Volume > Issue > Redeeming Foucault

Redeeming Foucault

POWER-KNOWLEDGE FOUNDED IN AUTHENTIC LOVE

By Melinda Selmys | July-August 2014
Melinda Selmys is the author of Sexual Authenticity: An Intimate Reflection on Homosexuality and Catholicism, Sexual Authenticity: More Reflections, and Slave of Two Masters, a study of Catholic social teaching and a guide to the virtue of poverty for laymen. She has written for various Catholic publications including First Things, The Catholic Answer, and This Rock. She lives with her husband and six children in rural Ontario.

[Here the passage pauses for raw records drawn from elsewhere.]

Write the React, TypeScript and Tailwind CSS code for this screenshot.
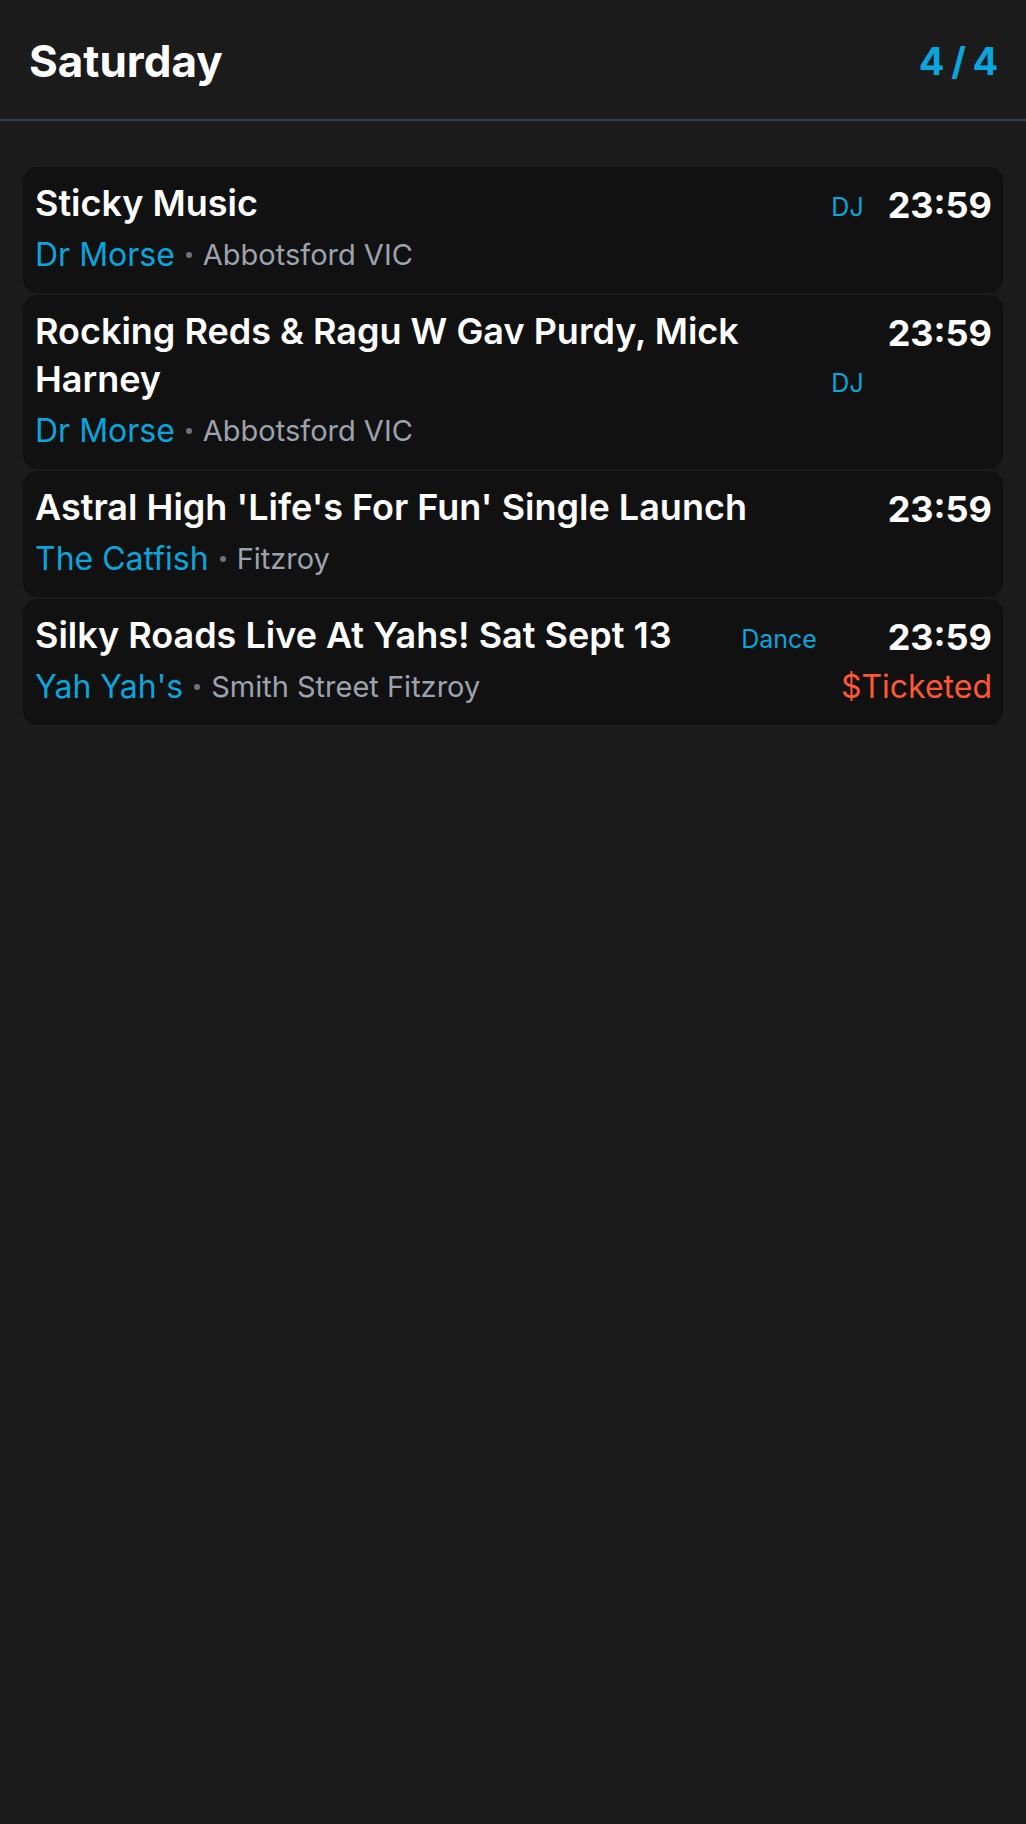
import React from "react";

type Ev = {
  title: string;
  venue: string;
  place: string;
  tag?: string;
  time: string;
  price?: string;
};

const events: Ev[] = [
  { title: "Sticky Music", venue: "Dr Morse", place: "Abbotsford VIC", tag: "DJ", time: "23:59" },
  {
    title: "Rocking Reds & Ragu W Gav Purdy, Mick Harney",
    venue: "Dr Morse",
    place: "Abbotsford VIC",
    tag: "DJ",
    time: "23:59",
  },
  { title: "Astral High 'Life's For Fun' Single Launch", venue: "The Catfish", place: "Fitzroy", time: "23:59" },
  {
    title: "Silky Roads Live At Yahs! Sat Sept 13",
    venue: "Yah Yah's",
    place: "Smith Street Fitzroy",
    tag: "Dance",
    time: "23:59",
    price: "$Ticketed",
  },
];

function Card({ ev }: { ev: Ev }) {
  return (
    <div className="flex gap-6 rounded-[14px] bg-[#111111] pl-3 pr-[11px] pt-3 pb-[18px]">
      <div className="flex min-w-0 flex-1 flex-col">
        <div className="flex items-end gap-4">
          <div className="min-w-0 flex-1 text-[36px] font-semibold leading-[48px] text-white">{ev.title}</div>
          {ev.tag && <div className="text-[25px] leading-[40px] text-[#0aa5dd]">{ev.tag}</div>}
        </div>
        <div className="mt-2 flex items-center leading-[40px]">
          <span className="text-[32px] text-[#0aa5dd]">{ev.venue}</span>
          <span className="mx-[11px] inline-block h-[6px] w-[6px] rounded-full bg-[#6b7280]" />
          <span className="text-[29px] text-[#9ca3af]">{ev.place}</span>
        </div>
      </div>
      <div className="flex flex-col items-end pt-[2px]">
        <div className="text-[36px] font-bold leading-[48px] text-white">{ev.time}</div>
        {ev.price && <div className="mt-[6px] text-[32px] leading-[40px] text-[#ff5733]">{ev.price}</div>}
      </div>
    </div>
  );
}

export default function App() {
  return (
    <div
      className="min-h-[1824px] w-full bg-[#1b1b1b]"
      style={{ fontFamily: "Inter, 'Noto Sans', sans-serif" }}
    >
      <header className="flex h-[121px] items-center justify-between border-b-2 border-[#374151] px-[29px] pt-[2px]">
        <h1 className="text-[44px] font-bold leading-none text-white">Saturday</h1>
        <div className="text-[38px] font-bold leading-none tracking-[-1.2px] text-[#0aa5dd]">4 / 4</div>
      </header>
      <main className="flex flex-col gap-[2px] px-[23px] pt-[46px]">
        {events.map((ev, i) => (
          <Card key={i} ev={ev} />
        ))}
      </main>
    </div>
  );
}
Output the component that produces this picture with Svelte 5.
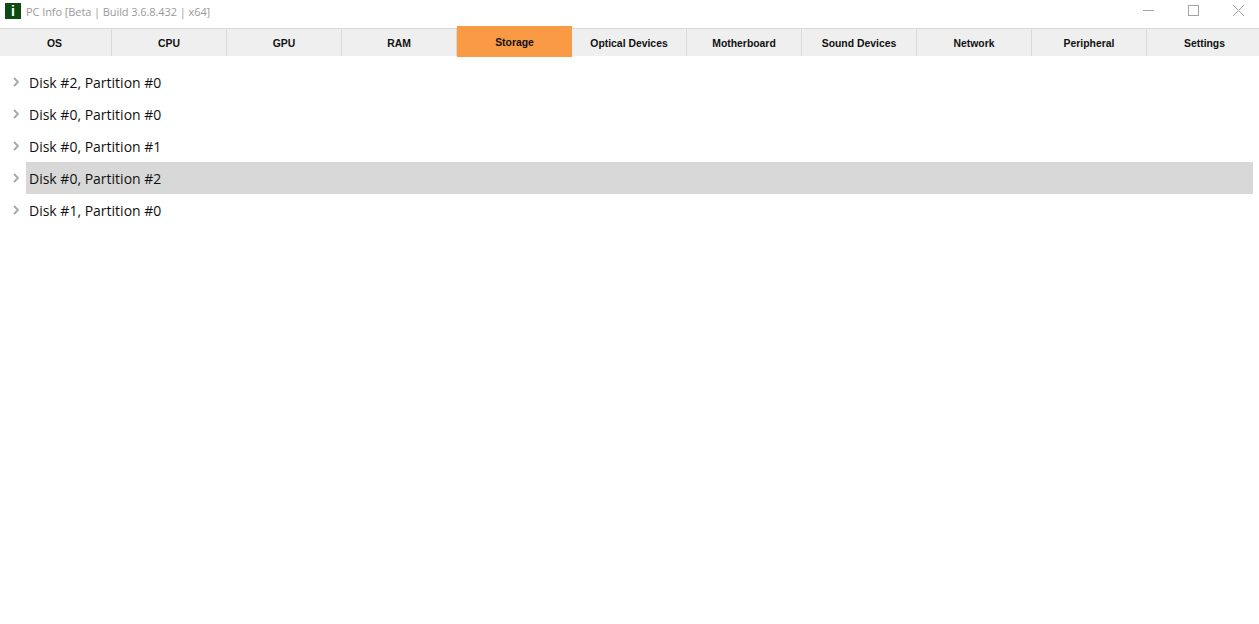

Michel Foucault (1926-1984) is largely considered a persona non grata within Catholic intellectual circles. He is associated with relativism, social constructivism, homosexuality, and the breakdown of Western social institutions. Our culture’s current crisis of faith has been traced, in part, to Foucault’s philosophy, which is understood as an attack on the foundations of truth itself. Although Foucault is guilty of numerous errors, there is a great deal of genuine value to be gleaned from his philosophy. Aristotle’s belief in exposing infants for population control did not prevent St. Thomas Aquinas from heavily mining his ideas, nor do we reject Plato because he proposed to control his Republic through a system of religious lies. Philosophy has always been the work of imperfect men fumbling toward the truth. Insofar as Foucault is different, he is different because he does not propose a systematic philosophy but presents his thought as a “toolbox,” inviting thinkers to take whatever is useful and ignore the rest.

The truths within Foucault’s work are attractive, they are particularly appropriate to our culture, they solve some of the deepest problems confronting the postmodern world, and they therefore have a wide social currency. Simply attacking his errors is, therefore, not sufficient. Christians must understand Foucault’s work and acknowledge what is true within it, in order to formulate an adequate response.

Let’s concentrate on three different themes that arise in Foucault’s work and analyze them in the context of Christian belief. The first is the means by which selves are produced through relationships of power and knowledge. The second is the concentration on intersubjectivity over objectivity as a means of approaching the truth. The third is the idea of philosophical ekstasis, and of truth as a historical process. We can situate all three of these analyses within Christian thought by recognizing that Foucault is a philosopher of fallen nature. His thought traces the development of truth through the historical period, revealing the disequilibria, tensions, and exploitations that arise from the relationship that was forged between power and knowledge as a result of our first parents’ appropriation of the right to “know good and evil.”

At the heart of all of Foucault’s philosophy is the notion of power. It is common for liberal thinkers, neo-Marxists, feminists, et al. to use the standard socialist understanding of power-as-oppression when interpreting Foucault, but Foucault himself rejects this interpretation. He sees power within society as a productive force that arises wherever human relationships are in disequilibrium. These relationships are dispersed throughout social space, and so power does not emanate top-down from a hierarchical structure that preys upon the weak, but rather emerges from innumerable points throughout society. Power is not a destructive force that ought to be resisted in the name of individual freedom but is the matrix in which personalities are forged. All forms of resistance to power are in fact exercises of power, and there is no autonomous self existing outside of social relations that can be sheltered and nurtured in isolation.